Porque não leem, não desenvolvem o vocabulário, não conhecem conceitos, não sabem se expressar, a fala deles é um interminável repetir de “tipo assim”, “veja bem”, “na verdade”, “mano”, ”realmente”, e quejandas. Não é para menos que, no recente exame do Enem, a redação tenha sido o bicho-papão. Ela exige mais que 140 caracteres!

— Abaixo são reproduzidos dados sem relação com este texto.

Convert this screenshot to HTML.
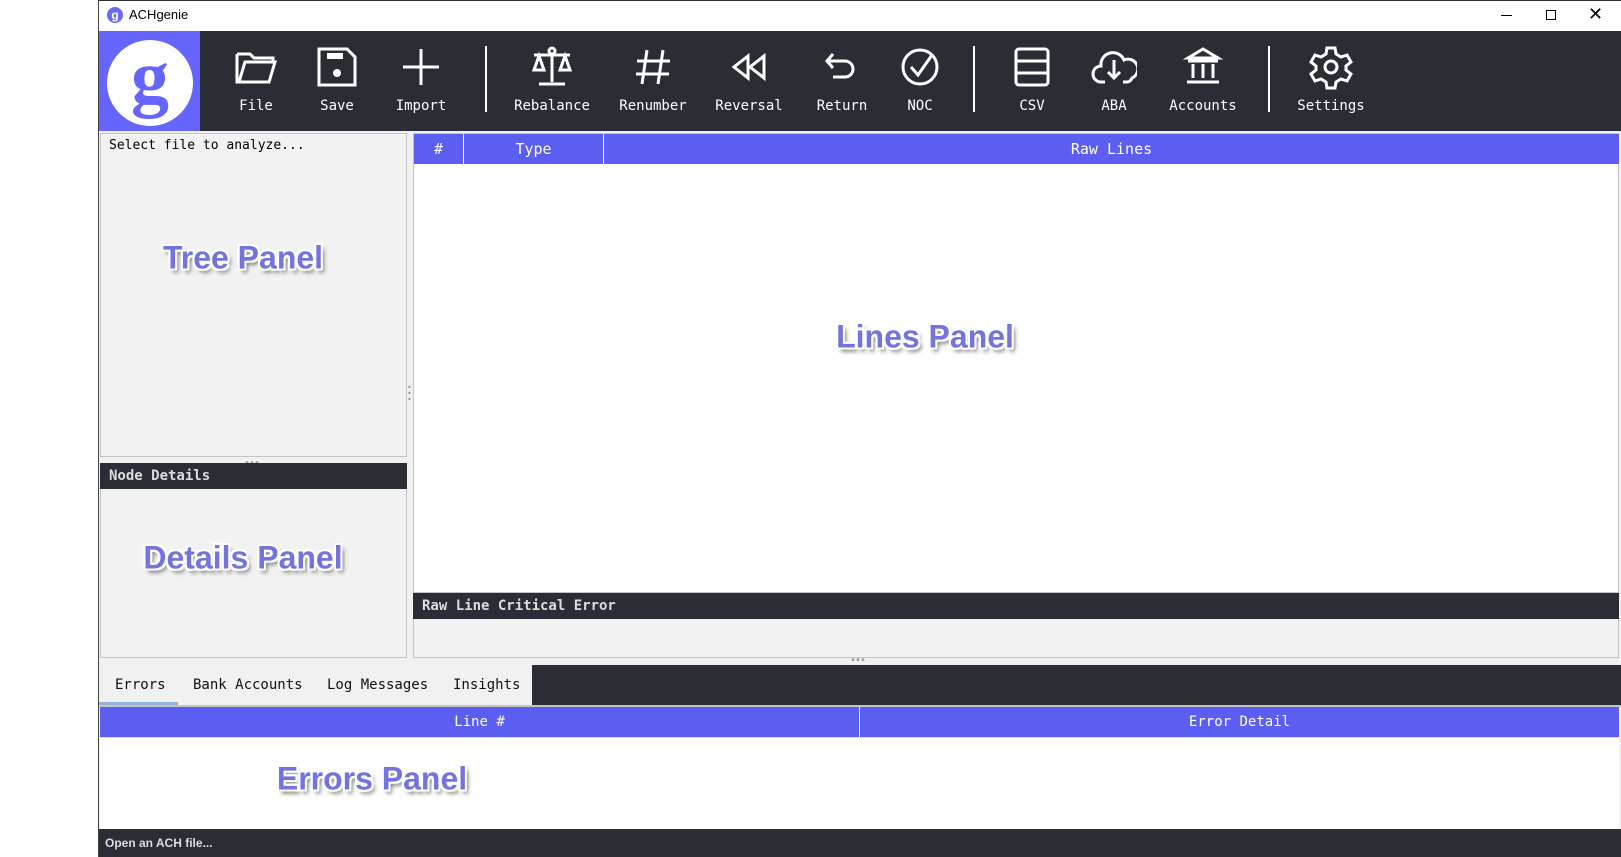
<!DOCTYPE html>
<html><head><meta charset="utf-8"><style>
*{margin:0;padding:0;box-sizing:border-box}
body{width:1621px;height:857px;background:#fff;position:relative;overflow:hidden;font-family:"DejaVu Sans Mono","Liberation Mono",monospace}
.a{position:absolute}
.tb{color:#fff;font-size:14px;text-align:center;width:120px;margin-left:-60px;top:98px}
.ic{top:44px;width:46px;height:46px;margin-left:-23px}
.sep{top:46px;width:2px;height:66px;background:#fff}
.hdr{background:#5c5ef2;color:#fff;font-size:15px;display:flex;align-items:center;justify-content:center}
.dh{background:#2a2d34;color:#ddd;font-weight:bold;font-size:14px;padding-left:9px;display:flex;align-items:center}
.big{font-family:"Liberation Sans",sans-serif;font-weight:bold;font-size:32px;color:#7474de;-webkit-text-stroke:0;text-shadow:-2px -2px 0 #fff,2px -2px 0 #fff,-2px 2px 0 #fff,2px 2px 0 #fff,0 -2px 0 #fff,0 2px 0 #fff,-2px 0 0 #fff,2px 0 0 #fff,3px 4px 4px #777;white-space:nowrap;transform:translate(-50%,-50%)}
svg{stroke:#fff;fill:none;stroke-width:3}
</style></head><body>
<!-- window -->
<div class="a" style="left:98px;top:0;width:1523px;height:857px;border-left:1px solid #444;border-top:1px solid #333;background:#f1f1f1"></div>
<!-- titlebar -->
<div class="a" style="left:99px;top:1px;width:1522px;height:30px;background:#fff"></div>
<div class="a" style="left:107px;top:7px;width:16px;height:16px;border-radius:50%;background:#6a6af5;color:#fff;font:bold 12px 'Liberation Sans';text-align:center;line-height:16px">g</div>
<div class="a" style="left:129px;top:7px;font:13px 'Liberation Sans',sans-serif;color:#000">ACHgenie</div>
<div class="a" style="left:1501px;top:15px;width:11px;height:1px;background:#000"></div>
<div class="a" style="left:1546px;top:10px;width:10px;height:10px;border:1px solid #000"></div>
<div class="a" style="left:1588px;top:4px;font:18px 'Liberation Sans';color:#000">✕</div>
<!-- toolbar -->
<div class="a" style="left:99px;top:31px;width:1522px;height:100px;background:#2a2d34"></div>
<div class="a" style="left:99px;top:31px;width:101px;height:100px;background:#6666ff"></div>
<div class="a" style="left:107px;top:40px;width:86px;height:86px;border-radius:50%;background:#fff;color:#6666ff;font:bold 76px 'Liberation Serif',serif;text-align:center;line-height:74px">g</div>
<!-- icons -->
<svg class="a ic" style="left:256px" viewBox="0 0 46 46"><path d="M4 10h13l4 4h19v4M4 10v28h32l6-20H12L6 38"/></svg>
<svg class="a ic" style="left:337px" viewBox="0 0 46 46"><path d="M5 5h28l8 8v28H5z"/><rect x="13" y="9" width="16" height="6" fill="#fff" stroke="none"/><circle cx="23" cy="29" r="4" fill="#fff" stroke="none"/></svg>
<svg class="a ic" style="left:421px" viewBox="0 0 46 46"><path d="M23 5v36M5 23h36"/></svg>
<div class="a sep" style="left:485px"></div>
<svg class="a ic" style="left:552px" viewBox="0 0 46 46"><circle cx="23" cy="7" r="3"/><path d="M5 11h36M23 10v28M10 40h26M10 12l-5 14h10zM36 12l-5 14h10z"/></svg>
<svg class="a ic" style="left:653px" viewBox="0 0 46 46"><path d="M17 6l-5 34M33 6l-5 34M7 17h33M6 30h33"/></svg>
<svg class="a ic" style="left:749px" viewBox="0 0 46 46"><path d="M22 12L8 23l14 11zM38 12L24 23l14 11z"/></svg>
<svg class="a ic" style="left:842px" viewBox="0 0 46 46"><path d="M14 10l-6 7 6 7M8 17h18a8 8 0 010 16H14"/></svg>
<svg class="a ic" style="left:920px" viewBox="0 0 46 46"><circle cx="23" cy="23" r="17"/><path d="M14 23l7 8 14-20"/></svg>
<div class="a sep" style="left:973px"></div>
<svg class="a ic" style="left:1032px" viewBox="0 0 46 46"><rect x="7" y="5" width="32" height="36" rx="3"/><path d="M7 17h32M7 29h32"/></svg>
<svg class="a ic" style="left:1114px" viewBox="0 0 46 46"><path d="M14 38H10a8 8 0 010-16 12 12 0 0123-6 9 9 0 018 18 6 6 0 01-5 4H32"/><path d="M23 16v18M17 28l6 6 6-6"/></svg>
<svg class="a ic" style="left:1203px" viewBox="0 0 46 46"><path d="M23 5L8 14h30zM8 17h30M13 20v14M23 20v14M33 20v14M7 38h32"/></svg>
<div class="a sep" style="left:1268px"></div>
<svg class="a ic" style="left:1331px" viewBox="0 0 46 46"><path d="M19 4h8l1 6 5 3 6-2 4 7-5 4v4l5 4-4 7-6-2-5 3-1 6h-8l-1-6-5-3-6 2-4-7 5-4v-4l-5-4 4-7 6 2 5-3z"/><circle cx="23" cy="23" r="6"/></svg>
<div class="a tb" style="left:256px">File</div>
<div class="a tb" style="left:337px">Save</div>
<div class="a tb" style="left:421px">Import</div>
<div class="a tb" style="left:552px">Rebalance</div>
<div class="a tb" style="left:653px">Renumber</div>
<div class="a tb" style="left:749px">Reversal</div>
<div class="a tb" style="left:842px">Return</div>
<div class="a tb" style="left:920px">NOC</div>
<div class="a tb" style="left:1032px">CSV</div>
<div class="a tb" style="left:1114px">ABA</div>
<div class="a tb" style="left:1203px">Accounts</div>
<div class="a tb" style="left:1331px">Settings</div>
<!-- tree panel -->
<div class="a" style="left:100px;top:133px;width:307px;height:324px;border:1px solid #c4c4c4;background:#f2f2f2"></div>
<div class="a" style="left:109px;top:138px;font-size:13px;color:#000">Select file to analyze...</div>
<div class="a" style="left:244px;top:458px;color:#999;font-size:10px;letter-spacing:-1px">•••</div>
<div class="a dh" style="left:100px;top:463px;width:307px;height:26px">Node Details</div>
<div class="a" style="left:100px;top:489px;width:307px;height:169px;border:1px solid #c4c4c4;border-top:none;background:#f2f2f2"></div>
<!-- lines panel -->
<div class="a" style="left:413px;top:133px;width:1206px;height:460px;border:1px solid #c4c4c4;background:#fff"></div>
<div class="a hdr" style="left:414px;top:134px;width:49px;height:30px">#</div>
<div class="a hdr" style="left:464px;top:134px;width:139px;height:30px">Type</div>
<div class="a hdr" style="left:604px;top:134px;width:1015px;height:30px">Raw Lines</div>
<div class="a dh" style="left:413px;top:593px;width:1206px;height:26px">Raw Line Critical Error</div>
<div class="a" style="left:413px;top:619px;width:1206px;height:39px;border:1px solid #c4c4c4;border-top:none;background:#f2f2f2"></div>
<div class="a" style="left:407px;top:385px;color:#999;font-size:8px;line-height:6px;width:6px">•<br>•<br>•</div>
<div class="a" style="left:850px;top:655px;color:#999;font-size:10px;letter-spacing:-1px">•••</div>
<!-- tabs -->
<div class="a" style="left:532px;top:665px;width:1089px;height:40px;background:#2a2d34"></div>
<div class="a" style="left:115px;top:677px;font-size:14px;color:#111">Errors</div>
<div class="a" style="left:193px;top:677px;font-size:14px;color:#111">Bank Accounts</div>
<div class="a" style="left:327px;top:677px;font-size:14px;color:#111">Log Messages</div>
<div class="a" style="left:453px;top:677px;font-size:14px;color:#111">Insights</div>
<div class="a" style="left:99px;top:702px;width:79px;height:3px;background:#8fb3d9"></div>
<div class="a" style="left:99px;top:705px;width:1522px;height:2px;background:#c4c4c4"></div>
<div class="a hdr" style="left:100px;top:707px;width:759px;height:30px;font-size:14px">Line #</div>
<div class="a hdr" style="left:860px;top:707px;width:759px;height:30px;font-size:14px">Error Detail</div>
<div class="a" style="left:100px;top:737px;width:1519px;height:92px;background:#fff;border-top:1px solid #ddd"></div>
<!-- status -->
<div class="a" style="left:99px;top:829px;width:1522px;height:28px;background:#2a2d34"></div>
<div class="a" style="left:105px;top:836px;font:bold 12px 'Liberation Sans',sans-serif;color:#ddd">Open an ACH file...</div>
<!-- labels -->
<div class="a big" style="left:243px;top:258px">Tree Panel</div>
<div class="a big" style="left:925px;top:337px">Lines Panel</div>
<div class="a big" style="left:243px;top:558px">Details Panel</div>
<div class="a big" style="left:372px;top:779px">Errors Panel</div>
</body></html>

Palavras menos comuns como consonância, sincronia, distonia, entropia, beneplácito são grego para eles (cito exemplos de coisas que já experienciei). Porque o vocabulário é curto, não conseguem acompanhar o raciocínio mais elaborado. Na terceira frase mais elaborada já se perderam e não há GPS para achar o caminho da rota a ser seguida. Eles não têm cabine pressurizada: se levantar o voo, têm dor de cabeça e falta de ar. A função da comunicação oral passou a ser digital: é melhor escrever que falar! Ao escrever não demonstram conhecimento de pontuação e escrevem à maneira antiga: scripto continua.
Para estas gerações, quem concorda é amigo. Quem discorda, ainda que seja de uma vírgula, é inimigo. Cria-se a atmosfera de beligerância. Equipe é o grupo de trabalho de gente que concorda com o que pensa. Qualquer dissonância é disruptiva e a equipe vai para o brejo. Mais vale o que pensa e crê que o que se pode fazer em conjunto. A equipe passa a ser “eu mais eu”. Isto redunda no muito falar e no pouco produzir. Talvez isto explique a alta rotatividade destas gerações em seus trabalhos, com níveis de permanência média de dois anos.
Parece que quem quiser se dá bem no futuro terá que se desconectar das redes e se conectar nas bibliotecas; terá que consultar dicionários mais que Instagram; terá que aumentar o vocabulário e praticar o diálogo; terá que perceber e concluir que há gente que pensa diferente e que é tão ou mais capacitada; terá que trocar o virtual pelo real; terá que aumentar o seu capital relacional. Mais vale 10 amigos reais que milhares virtuais!